We can continue to traverse deeper into the JSON object with another lateral join clause that accesses the next nested array from the topLevelArray key.
SELECT
sj.id,
secondLevelElements
FROM
sample_json sj,
json_array_elements(json_data -> 'topLevelArray') topLevelArray,
json_array_elements(topLevelArray -> 'secondLevelArray') secondLevelElements
;
|id |secondlevelelements |
|---|----------------------------------------------------------------------------------------------------------------------------------------------------|
|1 |"{
\"key\": \"someKey\",
\"operator\": \"=\",
\"value\": 10
}" |
|1 |"{
\"key\": \"foo\",
\"operator\": \">=\",
\"value\": 5
}" |
|1 |"{
\"key\": \"someOtherKey\",
\"operator\": \">\",
\"value\": 647
}"|
|1 |"{
\"key\": \"blah\",
\"operator\": \"<\",
\"value\": 7
}" |
|2 |"{
\"key\": \"bar\",
\"operator\": \"<\",
\"value\": 10
}" |
|2 |"{
\"key\": \"moo\",
\"operator\": \">=\",
\"value\": 16
}" |
|2 |"{
\"key\": \"baz\",
\"operator\": \"!=\",
\"value\": 9
}" |
We add an additional FROM clause. This one referencing the result of the previous FROM clause.

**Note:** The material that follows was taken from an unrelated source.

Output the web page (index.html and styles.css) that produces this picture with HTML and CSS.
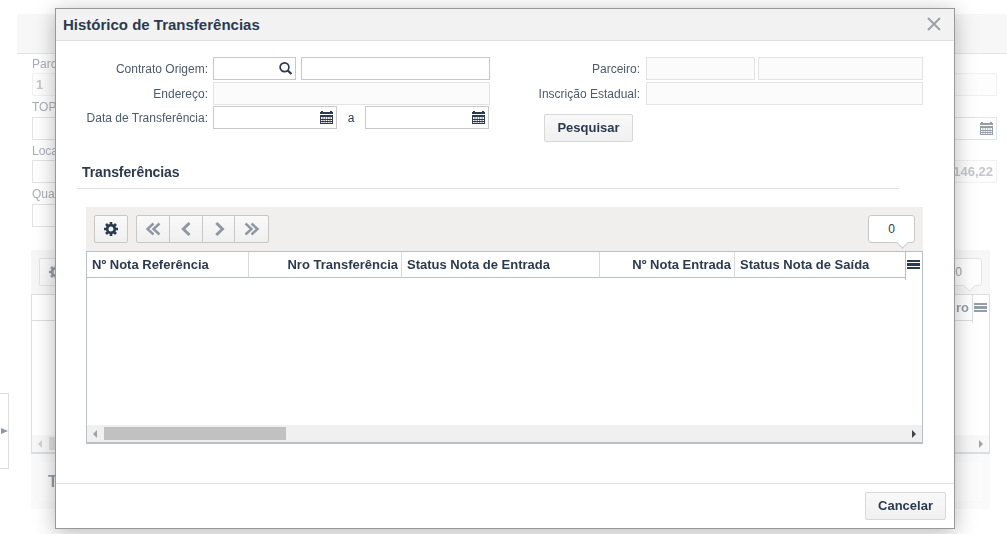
FILE: index.html
```html
<!DOCTYPE html>
<html lang="pt-BR">
<head>
    <meta charset="UTF-8">
    <meta name="viewport" content="width=device-width, initial-scale=1.0">
    <title>Histórico de Transferências</title>
    <link rel="stylesheet" href="styles.css">
</head>
<body>

    <svg class="symbols" width="0" height="0">
        <symbol id="gear" viewBox="0 0 14 14">
            <path fill="currentColor" fill-rule="evenodd" d="M5.700 0h2.600v2l1.300.5L11 1.100 12.900 3 11.500 4.400l.5 1.300h2v2.600h-2l-.5 1.300L12.900 11 11 12.900 9.600 11.500l-1.300.5v2H5.700v-2l-1.300-.5L3 12.900 1.100 11l1.400-1.400L2 8.300H0V5.700h2l.5-1.300L1.100 3 3 1.100l1.400 1.400L5.700 2zM7 4.500a2.500 2.500 0 1 0 0 5 2.500 2.500 0 0 0 0-5z"/>
        </symbol>
        <symbol id="calendar" viewBox="0 0 13 13">
            <path fill="currentColor" d="M0 1h1V0h2v1h7V0h2v1h1v2H0zM0 4h13v2H0z"/>
            <path fill="none" stroke="currentColor" d="M.5 6v7M12.500 6v7M0 8.500h13M0 10.500h13M0 12.500h13"/>
            <path fill="none" stroke="currentColor" stroke-width=".7" d="M2.900 6v6M5.300 6v6M7.700 6v6M10.100 6v6"/>
        </symbol>
        <symbol id="search" viewBox="0 0 13 13">
            <circle cx="5.500" cy="5.300" r="4.400" fill="none" stroke="currentColor" stroke-width="1.700"/>
            <path d="M8.500 8.300l3.900 3.700" stroke="currentColor" stroke-width="2.200"/>
        </symbol>
        <symbol id="prev" viewBox="0 0 16 14">
            <path d="M11.500 1L5.300 7l6.200 6" fill="none" stroke="currentColor" stroke-width="2.900"/>
        </symbol>
        <symbol id="next" viewBox="0 0 16 14">
            <path d="M5.300 1L11.500 7l-6.200 6" fill="none" stroke="currentColor" stroke-width="2.900"/>
        </symbol>
        <symbol id="first" viewBox="0 0 16 14">
            <path d="M8.500 1.500L2.500 7l6 5.500M14.500 1.500L8.500 7l6 5.500" fill="none" stroke="currentColor" stroke-width="2.400"/>
        </symbol>
        <symbol id="last" viewBox="0 0 16 14">
            <path d="M7.500 1.500L13.500 7l-6 5.500M1.500 1.500L7.500 7l-6 5.500" fill="none" stroke="currentColor" stroke-width="2.400"/>
        </symbol>
    </svg>

    <div class="page">
        <div class="page-bar"></div>
        <div class="page-form">
            <label>Parceiro:</label>
            <div class="field readonly filled">1</div>
            <label>TOP:</label>
            <div class="field"><svg class="calendar"><use href="#calendar"/></svg></div>
            <label>Local:</label>
            <div class="pair">
                <div class="field"></div>
                <div class="field readonly filled total">146,22</div>
            </div>
            <label>Quantidade:</label>
            <div class="field short"></div>
        </div>
        <div class="grid page-grid">
            <div class="toolbar">
                <button class="tool"><svg class="gear"><use href="#gear"/></svg></button>
                <div class="count">0</div>
            </div>
            <div class="table">
                <div class="table-head">
                    <div class="col fill right">Parceiro</div>
                    <div class="menu"><i></i></div>
                </div>
                <div class="table-body"></div>
                <div class="scrollbar"><span class="arrow left"></span><span class="thumb"></span><span class="arrow"></span></div>
            </div>
        </div>
        <div class="page-total"><div class="page-total-inner">Total</div></div>
    </div>
    <div class="side-tab"><span></span></div>

    <div class="modal">
        <div class="modal-header">
            <h1>Histórico de Transferências</h1>
            <svg class="close" viewBox="0 0 14 14"><path d="M1 1l12 12M13 1L1 13" stroke="currentColor" stroke-width="2"/></svg>
        </div>

        <div class="modal-body">
            <div class="filters">
                <div class="filter-col">
                    <div class="row">
                        <label>Contrato Origem:</label>
                        <div class="field code"><svg class="search"><use href="#search"/></svg></div>
                        <div class="field fill"></div>
                    </div>
                    <div class="row">
                        <label>Endereço:</label>
                        <div class="field readonly fill"></div>
                    </div>
                    <div class="row dates">
                        <label>Data de Transferência:</label>
                        <div class="field date"><svg class="calendar"><use href="#calendar"/></svg></div>
                        <span class="until">a</span>
                        <div class="field date"><svg class="calendar"><use href="#calendar"/></svg></div>
                    </div>
                </div>
                <div class="filter-col second">
                    <div class="row">
                        <label>Parceiro:</label>
                        <div class="field readonly partner"></div>
                        <div class="field readonly fill"></div>
                    </div>
                    <div class="row">
                        <label>Inscrição Estadual:</label>
                        <div class="field readonly fill"></div>
                    </div>
                    <button class="btn search-btn">Pesquisar</button>
                </div>
            </div>

            <h2>Transferências</h2>

            <div class="grid">
                <div class="toolbar">
                    <button class="tool"><svg class="gear"><use href="#gear"/></svg></button>
                    <div class="pager">
                        <button><svg><use href="#first"/></svg></button>
                        <button><svg><use href="#prev"/></svg></button>
                        <button><svg><use href="#next"/></svg></button>
                        <button><svg><use href="#last"/></svg></button>
                    </div>
                    <div class="count">0</div>
                </div>
                <div class="table">
                    <div class="table-head">
                        <div class="col ref">Nº Nota Referência</div>
                        <div class="col transf right">Nro Transferência</div>
                        <div class="col in-status">Status Nota de Entrada</div>
                        <div class="col in-note right">Nº Nota Entrada</div>
                        <div class="col fill">Status Nota de Saída</div>
                        <div class="menu"><i></i></div>
                    </div>
                    <div class="table-body"></div>
                    <div class="scrollbar"><span class="arrow left"></span><span class="thumb"></span><span class="arrow"></span></div>
                </div>
            </div>
        </div>

        <div class="modal-footer">
            <button class="btn">Cancelar</button>
        </div>
    </div>

</body>
</html>
```

FILE: styles.css
```css
* {
    box-sizing: border-box;
}

body {
    position: relative;
    width: 1007px;
    height: 534px;
    margin: 0;
    overflow: hidden;
    background: #fff;
    color: #2b3a4e;
    font-family: "Liberation Sans", Arial, sans-serif;
    font-size: 12px;
}

svg {
    display: block;
}

.symbols {
    position: absolute;
}

button {
    margin: 0;
    padding: 0;
    font-family: inherit;
    color: inherit;
}

label {
    color: #4d5a69;
}

/* Fields */
.field {
    display: flex;
    align-items: center;
    justify-content: flex-end;
    height: 23px;
    padding-right: 3px;
    border: 1px solid #c8c8c8;
    background: #fff;
}

.field.readonly {
    border-color: #e3e3e3;
    background: #fbfbfb;
}

.fill {
    flex: 1;
}

.calendar {
    width: 13px;
    height: 13px;
}

.search {
    width: 13px;
    height: 13px;
}

/* Page behind the dialog */
.page {
    padding: 14px 0 0 17px;
    opacity: 0.5;
}

.page-bar {
    height: 40px;
    border-bottom: 1px solid #c8c8c8;
    background: #eee;
}

.page-form {
    display: grid;
    grid-template-rows: 19px 23px 21px 23px 20px 23px 21px 23px;
    margin: 0 10px 0 15px;
}

.page-form label {
    line-height: 22px;
}

.page-form label:first-child {
    line-height: 20px;
}

.filled {
    justify-content: flex-start;
    padding-left: 3px;
    color: #888d96;
    font-size: 13px;
    font-weight: bold;
}

.pair {
    display: flex;
    gap: 5px;
}

.pair .field {
    flex: 1;
}

.pair .total {
    justify-content: flex-end;
}

.short {
    width: 300px;
}

.page-grid.grid {
    width: 959px;
    margin: 23px 0 0 14px;
}

.page-grid .table {
    height: 160px;
}

.page-total {
    width: 959px;
    height: 55px;
    margin-left: 14px;
    padding: 8px;
    background: #f5f5f5;
}

.page-total-inner {
    height: 39px;
    padding-left: 9px;
    background: #f8f8f8;
    font-size: 16px;
    font-weight: bold;
    line-height: 39px;
}

.side-tab {
    position: absolute;
    top: 393px;
    left: 0;
    display: flex;
    align-items: center;
    width: 9px;
    height: 76px;
    padding-left: 1px;
    border: 1px solid #dedede;
    border-left: 0;
    background: #fff;
}

.side-tab span {
    border: 3px solid transparent;
    border-left: 7px solid #8d97a6;
    border-right: 0;
}

/* Dialog */
.modal {
    position: absolute;
    top: 8px;
    left: 55px;
    display: flex;
    flex-direction: column;
    width: 900px;
    height: 521px;
    border: 1px solid #989898;
    background: #fff;
    box-shadow: 0 4px 20px rgba(0, 0, 0, 0.28);
}

.modal-header {
    display: flex;
    align-items: center;
    justify-content: space-between;
    height: 32px;
    padding: 0 13px 0 7px;
    border-bottom: 1px solid #e0e0e0;
    background: #f2f2f2;
}

h1 {
    margin: 0;
    font-size: 15px;
    line-height: 30px;
}

.close {
    width: 14px;
    height: 14px;
    margin-bottom: 2px;
    color: #9ba1aa;
}

.modal-body {
    flex: 1;
    padding-top: 16px;
}

.filters {
    display: flex;
    height: 101px;
}

.filter-col {
    width: 434px;
}

.filter-col.second {
    width: 433px;
}

.row {
    display: flex;
    align-items: center;
    gap: 5px;
    margin-bottom: 2px;
}

.row label {
    width: 152px;
    text-align: right;
}

.second .row {
    gap: 3px;
}

.second .row label {
    width: 150px;
    margin-right: 3px;
}

.row.dates {
    gap: 0;
    margin-top: -1px;
}

.row.dates label {
    margin-right: 5px;
}

.code {
    width: 83px;
}

.date {
    width: 124px;
}

.until {
    width: 28px;
    text-align: center;
}

.partner {
    width: 109px;
}

.btn {
    height: 28px;
    padding-bottom: 1px;
    border: 1px solid #d8d8d8;
    border-radius: 2px;
    background: linear-gradient(#f9f9f9, #f0f0f0);
    font-size: 13px;
    font-weight: bold;
}

.search-btn {
    width: 89px;
    margin: 7px 0 0 54px;
}

h2 {
    width: 822px;
    height: 31px;
    margin: 0 0 18px 21px;
    padding-left: 5px;
    border-bottom: 1px solid #e0e0e0;
    font-size: 14px;
    letter-spacing: -0.1px;
    line-height: 29px;
}

/* Grid */
.grid {
    width: 837px;
    margin-left: 30px;
}

.toolbar {
    display: flex;
    height: 44px;
    padding: 8px;
    background: #f0efee;
}

.tool {
    display: flex;
    align-items: center;
    justify-content: center;
    width: 34px;
    height: 28px;
    border: 1px solid #c8c8c8;
    border-radius: 2px;
    background: linear-gradient(#f9f9f9, #f0f0f0);
}

.gear {
    width: 14px;
    height: 14px;
}

.pager {
    display: flex;
    width: 133px;
    margin-left: 8px;
    border: 1px solid #c8c8c8;
    border-radius: 2px;
    background: linear-gradient(#f9f9f9, #f0f0f0);
}

.pager button {
    display: flex;
    align-items: center;
    justify-content: center;
    width: 33px;
    padding-left: 1px;
    border: 0;
    border-right: 1px solid #c8c8c8;
    background: none;
    color: #9097a3;
}

.pager button:last-child {
    border-right: 0;
}

.pager svg {
    width: 16px;
    height: 14px;
}

.count {
    position: relative;
    width: 47px;
    height: 28px;
    margin-left: auto;
    border: 1px solid #c8c8c8;
    border-radius: 3px;
    background: #fff;
    line-height: 27px;
    text-align: center;
}

.count::after {
    content: "";
    position: absolute;
    right: 7px;
    bottom: -5px;
    width: 8px;
    height: 8px;
    border: 1px solid #c8c8c8;
    border-top: 0;
    border-left: 0;
    background: #fff;
    transform: rotate(45deg);
}

.table {
    display: flex;
    flex-direction: column;
    height: 193px;
    border: 1px solid #b9bfc4;
    border-bottom-width: 2px;
    background: #fff;
}

.table-head {
    display: flex;
    height: 26px;
}

.col {
    padding: 0 3px 0 5px;
    border-right: 1px solid #d8dadd;
    border-bottom: 1px solid #b9bfc4;
    font-size: 13px;
    font-weight: bold;
    line-height: 25px;
    white-space: nowrap;
}

.col.fill {
    border-right: 0;
}

.right {
    text-align: right;
}

.ref {
    width: 162px;
}

.transf {
    width: 153px;
}

.in-status {
    width: 198px;
}

.in-note {
    width: 135px;
}

.menu {
    width: 17px;
    height: 28px;
    padding: 8px 0 0 1px;
    border-left: 1px solid #b9bfc4;
}

.menu i {
    display: block;
    width: 13px;
    height: 9px;
    border-top: 2px solid #2b3a4e;
    border-bottom: 2px solid #2b3a4e;
    background: linear-gradient(transparent 1px, #2b3a4e 1px, #2b3a4e 4px, transparent 4px);
}

.table-body {
    flex: 1;
}

.scrollbar {
    display: flex;
    align-items: center;
    height: 17px;
    padding: 0 6px;
    background: #f0f0f0;
}

.thumb {
    width: 182px;
    height: 13px;
    margin-left: 7px;
    background: #c1c1c1;
}

.arrow {
    margin-left: auto;
    border: 4px solid transparent;
    border-left-color: #444;
    border-right: 0;
}

.arrow.left {
    margin-left: 0;
    border: 4px solid transparent;
    border-right-color: #a3a3a3;
    border-left: 0;
}

.modal-footer {
    display: flex;
    justify-content: flex-end;
    height: 45px;
    padding: 8px 8px 0 0;
    border-top: 1px solid #e0e0e0;
}

.modal-footer .btn {
    width: 81px;
}
```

json_array_elements(json_data -> 'topLevelArray') topLevelArray,
json_array_elements(topLevelArray -> 'secondLevelArray') secondLevelElements
Now we have access to the elements in the secondLevelArray and we can add a WHERE clause to select only what we want from that nested array.
select
sj.id,
secondLevelElements ->> 'key'
from
sample_json sj,
json_array_elements(json_data -> 'topLevelArray') topLevelArray,
json_array_elements(topLevelArray -> 'secondLevelArray') secondLevelElements
where
secondLevelElements ->> 'operator' = '>='
;
|id |?column?|
|---|--------|
|1 |foo |
|2 |moo |
The result being the row id, and the value of the key field in inner most nested object.